Foxconn-built EVs will feature Nvidia’s self-driving toolkit

Taiwanese manufacturer Foxconn and Nvidia announced Tuesday, ahead of CES 2023, a partnership to develop automated and autonomous vehicle platforms.

Under the two-part partnership, Foxconn will become a primary supplier of electronic control units for automakers. Those ECUs, which are an essential component for all modern vehicles, will be built with Nvidia’s Drive Orin system-on-a-chip (SoC), a supercomputing AI platform that supports autonomous driving functions. As part of the partnership, Foxconn said the vehicles it manufactures will be built with Drive Orin ECUs and Nvidia’s suite of sensors like cameras, radar, lidar and ultrasonics (called Drive Hyperion) that are needed for highly automated driving capabilities.
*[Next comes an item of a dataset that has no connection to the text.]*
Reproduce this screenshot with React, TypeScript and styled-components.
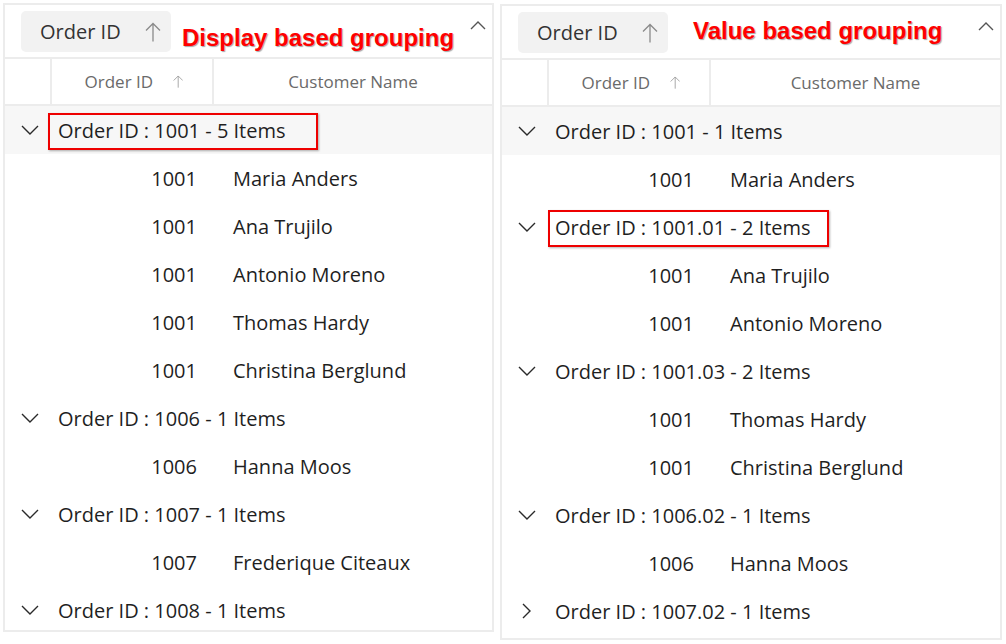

Foxconn didn’t respond in time to clarify which future vehicles would feature Nvidia’s tech; the company has not yet built its own vehicles and is in the process of manufacturing EVs for Fisker and Lordstown Motors. The electronics manufacturer most well-known for making Apple’s iPhones recently unveiled two EV concepts — a pickup and a crossover hatchback. Details about the vehicles when first unveiled were scant, but Foxconn’s partnership with Nvidia signals that the cars, if built, will include autonomous driving capabilities.

“The Model V pick-up ultimately might use Nvidia technology, but currently it is a concept prototype EV,” a Foxconn spokesperson told TechCrunch.

More likely and more immediately, we’ll see vehicles that Foxconn is building for others feature Drive Hyperion and Nvidia’s ECUs.

Nvidia said the partnership will allow it to leverage Foxconn’s manufacturing capabilities to scale Drive Orin. At the same time, Foxconn’s use of the Drive Hyperion architecture and the Drive Orin SoC will allow the new automaker to speed up its time-to-market and cut production costs.

That’ll be a necessity for any company, including Foxconn, that is new to building vehicles. While the company has plenty of experience manufacturing consumer electronics, one need to only consider the spate of struggling EV startups that have popped up in the past few years.

And in 2023 and beyond, automakers aren’t just building cars — they’re building supercomputers on wheels. Best to outsource where they can.

Last year at CES, BYD and Lucid Motors said they rely on Nvidia’s self-driving toolkit for their cars’ current and future advanced driver assistance systems.

Clarification: Foxconn said vehicles it builds will feature Nvidia’s Hyperion sensor suite, but would not specify whether those vehicles would be Foxconn-branded or simply vehicles the company builds for other automakers. Foxconn has only unveiled concept vehicles, but does not have concrete plans to build Foxconn-branded vehicles.